CARLOS EDUARDO SANTOS - CRÔNICAS CHEIAS DE GRAÇA

Luiz Rodolfo de Rangel Moreira

Já disse que fui um privilegiado em ter convivido entre notáveis. De minha lista incluo o advogado Luiz Rodolfo de Rangel Moreira e seu colega, o criminalista José David Gil Rodrigues, indiscutivelmente um dos maiores criminalistas de nossa época.

Formavam uma parelha infernal. Trabalhavam juntos em um escritório que ocupava todo um pavimento do antigo prédio do Jornal do Commercio, no Centro do Recife, banca que se tornou famosa pelas causas difíceis que conseguia reverter e a cobertura que a Imprensa lhe dava.

O relacionamento entre os dois advogados vinha dos tempos de faculdade. Ficou ainda maior a amizade com uma aproximação quase parental porque eram compadres.

Luiz Rodolfo e Zé David tinham conhecimento dos poderes afrodisíacos, “inteligentícios” e revitalizantes de certo prato, fornecido em modesto estabelecimento situado no Mercado da Madalena, o “Bar de Severino”.

Quando se aposentou do Serviço Público, Luiz Rangel, como se tornou mais conhecido, fixou-se no escritório de Zé David e formaram uma dupla, que se não interessante, pelo menos era quase folclórica.

Luiz Rangel era um camaradão, tipo “bom vivant”, mas pra variar, sempre se engavetavam em questões menores. Dois gênios da advocacia, já viu!, discordâncias sempre estavam no ar.

Não raro a coisa se desenrolava num dos gabinetes, até por causa de um sapato sem cadarço, tipo “entrada baixa”. E discutiam às alturas.

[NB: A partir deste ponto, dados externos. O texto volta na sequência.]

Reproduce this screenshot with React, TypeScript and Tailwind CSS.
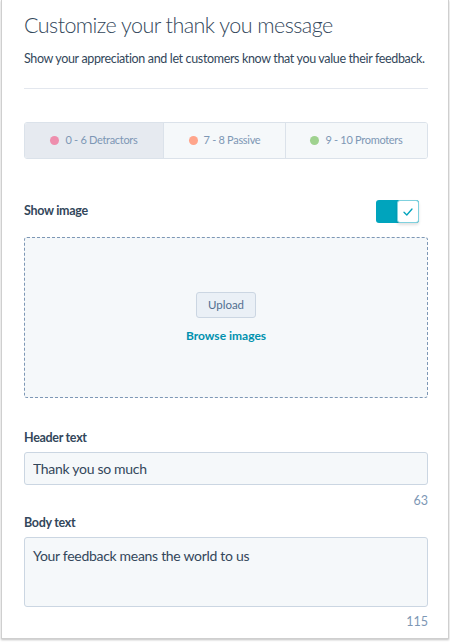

Os filhos de Zé David, também advogados, que trabalhavam no mesmo local e ocasionalmente passavam pelos corredores admitiam que eles estavam “cochichando”… Quando não havia motivo para discussão se engalfinhavam por falta de assunto para “se pegarem”.

Certo dia o compadre Rangel não estava bom dos bofes quando Zé David lhe deu uma alfinetada, por motivo que se desconhece. Só se ouviram os gritos de Luiz pelo corredor:

– Que se dane! Não volto mais aqui. Pendure seu escritório de merda. Vá pro inferno com tudo!

Ninguém acreditava que fosse briga séria mesmo. Entretanto, nos dias seguintes o silêncio misterioso se fez notar. O afilhado, Carlos Gil, foi ao gabinete do pai e o encontrou muito triste, até acabrunhado.

– O que foi papai? Alguma coisa séria?

– Meu filho, eu não sei o que disse demais para o compadre ficar tão aborrecido. Agora quem está encafifado sou eu…

E ficou trancado sozinho, matutando. Até cancelou alguns clientes. Horas mais tarde foi almoçar acompanhado de um dos filhos, Mário Gil. Contudo, notava-se seu aborrecimento com aquela situação porque Zé David mal sabia em que ponto ofendera muito seu querido compadre.

Lá pelas cinco horas Zé David resolveu por à prova seu espírito de bom articulador e telefonou pro compadre pelo Interno:

– Compadre, vamos tomar uma Sopa de Cabeça de Peixe lá no bar de Biu de Maria?

E que sopa foi essa que ambos se descontraíram e a amizade continuou sólida como antes. Ambos se relaxaram, desculparam-se como dois cavalheiros adultos, enquanto boas colheradas de sopa desciam goelas abaixo.

O que se ouvia era um cochicho danado e as colheres tilintando nos pratos. Fora a sopa da paz

José David Gil Rodrigues

Tive o privilégio de haver conhecido de perto estes dois notáveis.